Une semaine au village de Dereören
Après ces trois jours intenses, Cansu et Emre partent en lune de miel. Je vais passer ma deuxième semaine à Dereören avec Nermin, ses amies et sa famille. J’apprends à vivre au rythme turc, la journée commence tard, vers 10/11h au moment du kahvalti. Ce brunch est un pur régal. J’apprends plein de recettes auprès de Nermin. Ce qu’il y a de bien avec la cuisine c’est que la différence de langue n’est pas un problème. Je commence à connaître le nom des légumes en turc et je recopie ce qu’elle fait. Les journées sont bien remplies. J’ai mes petites missions : ramasser les aubergines, équeuter les haricots, donner l’eau aux vaches (j’ai essayé la traite mais je n’ai pas encore le coup de main…), entre tout ça il y a le moment du café turc partagé avec la soeur de Nermin, Nihal ou les voisines. Les après-midi sont bien chargées aussi, entre la cuisine, les préparations à faire pour l’hiver, la soeur de Nermin a des ruches, j’apprends donc à récolter le miel de façon artisanale. Et les soirées sont tout autant animées. Nermin et Galip m’amènent à plusieurs autres mariages, maintenant je suis une pro des traditions turques. Je passe aussi de superbes soirées avec les copines de Nermin à déguster du thé ou du café accompagné de gourmandises et bien sûr de graines de tournesol (je m’améliore pour les manger avec la langue!). Partout où je vais, j’ai été superbement accueillie.

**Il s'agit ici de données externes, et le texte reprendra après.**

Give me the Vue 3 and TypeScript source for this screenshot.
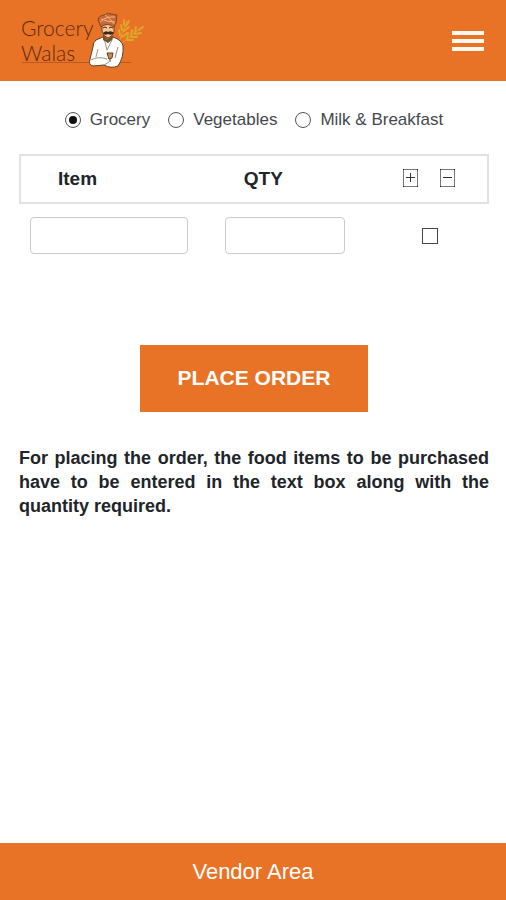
<script setup lang="ts">
import { ref } from 'vue'

interface OrderRow {
  id: number
  item: string
  quantity: string
  selected: boolean
}

const categories = ['Grocery', 'Vegetables', 'Milk & Breakfast']
const category = ref('Grocery')
const rows = ref<OrderRow[]>([{ id: 1, item: '', quantity: '', selected: false }])
let nextId = 2

function addRow() {
  rows.value.push({ id: nextId++, item: '', quantity: '', selected: false })
}

function removeRows() {
  rows.value = rows.value.filter((row) => !row.selected)
}
</script>

<template>
  <div class="page">
    <header class="header">
      <a class="logo" href="#">
        <svg width="130" height="64" viewBox="0 0 130 64">
          <text class="logo-text" x="1" y="27">Grocery</text>
          <text class="logo-text" x="1" y="52">Walas</text>
          <path d="M2 53.500H111" stroke="#b85a20" stroke-width="1" />
          <!-- wheat -->
          <g fill="none" stroke="#e0a52a" stroke-linecap="round">
            <path d="M99 33L107 12M102 34L122 18" stroke-width="1" />
            <path d="M100 26l-1-5M102 21l-1-5M104 16l0-5M102 28l5-4M104 22l5-4M106 17l3-5" stroke-width="2" />
            <path d="M107 30l1-6M111 27l1-6M115 24l1-6M107 31l6 0M111 28l6 0M115 25l6-1M119 21l4-3" stroke-width="2" />
          </g>
          <g transform="translate(7 0)">
            <!-- shirt and folded arms -->
            <path d="M76 28L69 31Q66 33 66 38L63 50Q61 56 66 57L77 56Q84 60 91 57Q97 48 96 37Q95 31 86 28L82 31Z" fill="#fffdf9" stroke="#54412f" stroke-width="1" />
            <path d="M71 40L69 48M64 51Q71 47 80 50M77 56L82 53M77 29L80 41L86 29M91 38L88 49" fill="none" stroke="#99928a" stroke-width="1" />
            <path d="M76 25L80 31L86 26L85 31L81 34L76 31Z" fill="#745030" />
            <path d="M80 44H86L85 49L82 50Z" fill="#cf8954" stroke="#57402d" />
            <path d="M83 50V53" stroke="#57402d" />
            <!-- face -->
            <path d="M75 15L87 15L87 23Q84 29 81 29Q77 28 75 22Z" fill="#f5c69a" stroke="#6d3c21" />
            <path d="M76 19Q78 17 80 19M82 19Q84 17 86 19" fill="none" stroke="#40251b" />
            <path d="M76 24Q79 21 81 23Q84 21 87 24Q84 27 81 25Q78 27 76 24Z" fill="#40251b" />
            <!-- turban -->
            <path d="M74 18L71 11Q72 6 78 6Q80 3 84 5L90 6Q90 14 87 18Q80 13 74 18Z" fill="#c96a36" stroke="#85451f" />
            <path d="M73 13Q79 7 88 8M74 10Q81 13 88 13M78 6Q82 8 87 15" fill="none" stroke="#f2b684" />
          </g>
        </svg>
      </a>
      <button class="menu" type="button" aria-label="Menu">
        <span class="bar"></span>
        <span class="bar"></span>
        <span class="bar"></span>
      </button>
    </header>

    <main class="content">
      <div class="categories" role="radiogroup" aria-label="Category">
        <label v-for="name in categories" :key="name" class="category">
          <input v-model="category" class="radio" type="radio" name="category" :value="name" />
          {{ name }}
        </label>
      </div>

      <table class="order">
        <thead>
          <tr>
            <th class="col-item" scope="col">Item</th>
            <th class="col-qty" scope="col">QTY</th>
            <th class="col-actions">
              <div class="actions">
                <button class="icon" type="button" aria-label="Add row" @click="addRow">
                  <svg width="15" height="18" viewBox="0 0 15 18" fill="none">
                    <path d="M.5 .5H14.5V17.5H.5Z" stroke="#777" />
                    <path d="M3 8.500H12M7.500 4V13" stroke="#333" />
                    <path d="M0 0h1v1H0zM14 0h1v1h-1zM0 17h1v1H0zM14 17h1v1h-1z" fill="#222" />
                  </svg>
                </button>
                <button class="icon" type="button" aria-label="Remove selected rows" @click="removeRows">
                  <svg width="15" height="18" viewBox="0 0 15 18" fill="none">
                    <path d="M.5 .5H14.5V17.5H.5Z" stroke="#777" />
                    <path d="M3 8.500H12" stroke="#333" />
                    <path d="M0 0h1v1H0zM14 0h1v1h-1zM0 17h1v1H0zM14 17h1v1h-1z" fill="#222" />
                  </svg>
                </button>
              </div>
            </th>
          </tr>
        </thead>
        <tbody>
          <tr v-for="row in rows" :key="row.id">
            <td class="cell-item"><input v-model="row.item" class="field" type="text" aria-label="Item" /></td>
            <td class="cell-qty"><input v-model="row.quantity" class="field" type="text" aria-label="Quantity" /></td>
            <td class="cell-check"><input v-model="row.selected" class="check" type="checkbox" aria-label="Select row" /></td>
          </tr>
        </tbody>
      </table>

      <button class="place" type="button">PLACE ORDER</button>

      <p class="note">
        For placing the order, the food items to be purchased have to be entered in the text box
        along with the quantity required.
      </p>
    </main>

    <footer class="footer"><a class="vendor" href="#">Vendor Area</a></footer>
  </div>
</template>

<style>
body {
  margin: 0;
  background: #fff;
}
</style>

<style scoped>
.page {
  display: flex;
  flex-direction: column;
  min-height: 100vh;
  font-family: "Liberation Sans", Arial, sans-serif;
  color: #212529;
}

.header {
  display: flex;
  align-items: center;
  justify-content: space-between;
  box-sizing: border-box;
  height: 81px;
  padding: 0 22px 0 20px;
  background: #e87326;
}

.logo {
  display: block;
  height: 64px;
}

.logo-text {
  font-family: Lato, sans-serif;
  font-size: 21px;
  font-weight: 300;
  fill: #5b2b12;
}

.menu {
  display: flex;
  flex-direction: column;
  gap: 4px;
  padding: 0;
  border: 0;
  background: none;
}

.bar {
  width: 32px;
  height: 4px;
  background: #fff8f1;
}

.content {
  display: flex;
  flex: 1;
  flex-direction: column;
  align-items: center;
  padding: 29px 17px 24px 19px;
}

.categories {
  display: flex;
  justify-content: center;
  gap: 18px;
  margin-bottom: 24px;
}

.category {
  display: flex;
  align-items: center;
  gap: 9px;
  font-size: 17px;
  line-height: 20px;
  color: #45484d;
  white-space: nowrap;
}

.radio {
  display: grid;
  place-items: center;
  width: 16px;
  height: 16px;
  margin: 0;
  appearance: none;
  border: 1px solid #555;
  border-radius: 50%;
  background: #fff;
}

.radio:checked::before {
  width: 8px;
  height: 8px;
  border-radius: 50%;
  background: #111;
  content: "";
}

.order {
  width: 100%;
  table-layout: fixed;
  border-spacing: 0;
}

.order th {
  height: 46px;
  border: solid #e2e2e2;
  border-width: 2px 0;
  font-size: 19px;
  text-align: left;
}

.order .col-item {
  width: 40%;
  padding: 0 0 0 37px;
  border-left-width: 2px;
}

.order .col-qty {
  width: 30%;
  padding: 0 0 0 38px;
}

.order .col-actions {
  width: 30%;
  padding: 0 0 0 22px;
  border-right-width: 2px;
}

.actions {
  display: flex;
  justify-content: center;
  gap: 22px;
  padding: 0 4px 3px 0;
}

.icon {
  display: block;
  height: 18px;
  padding: 0;
  border: 0;
  background: none;
}

.icon svg {
  display: block;
}

.cell-item {
  padding: 13px 18px 0 11px;
}

.cell-qty {
  padding: 13px 8px 0 19px;
}

.cell-check {
  padding: 13px 0 0 18px;
}

.field {
  display: block;
  box-sizing: border-box;
  width: 100%;
  height: 37px;
  padding: 0 8px;
  border: 1px solid #c9cccf;
  border-radius: 4px;
  background: #fff;
  font: inherit;
}

.check {
  display: block;
  width: 16px;
  height: 16px;
  margin: 0 auto;
  appearance: none;
  border: 1px solid #444;
  background: #fff;
}

.check:checked {
  background: #444;
}

.place {
  height: 67px;
  margin-top: 91px;
  padding: 0 38px 2px;
  border: 0;
  background: #e87326;
  color: #fff;
  font-family: inherit;
  font-size: 21px;
  font-weight: 700;
}

.note {
  margin: 34px 0 0;
  font-size: 18px;
  font-weight: 700;
  line-height: 24px;
  text-align: justify;
}

.footer {
  display: flex;
  align-items: center;
  justify-content: center;
  height: 57px;
  background: #e87326;
}

.vendor {
  color: #fff;
  font-size: 22px;
  text-decoration: none;
}
</style>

Çay et graines de tournesol au bord de la mer Egée
Et puis la semaine se finit en beauté. Nermin, Galip, Nihat et leurs amis ont organisé une journée à la mer ! Je comprends qu’ils n’y vont jamais et que c’est pour me faire plaisir, je suis ultra touchée. Et on passe une superbe journée, rafraîchissante. Et, bien que je ne devrais pas être surprise, le pique nique turc est à un niveau 5 étoiles ! Burek, pains farcis, salades tomates/concombres, fromages, olives, pastèque et évidemment, çay (thé) + graines de tournesol. On se régale. Comme à l’image de ces 15 jours, ne pas pouvoir comprendre les conversations et échanger avec eux me frustre énormément. Mais je passe une superbe journée à leur côté. Voilà comment bien achever ces 15 jours incroyables avec Cansu, ses parents, son frère, leur famille et leurs amis.
Teşekkürler (merci) !!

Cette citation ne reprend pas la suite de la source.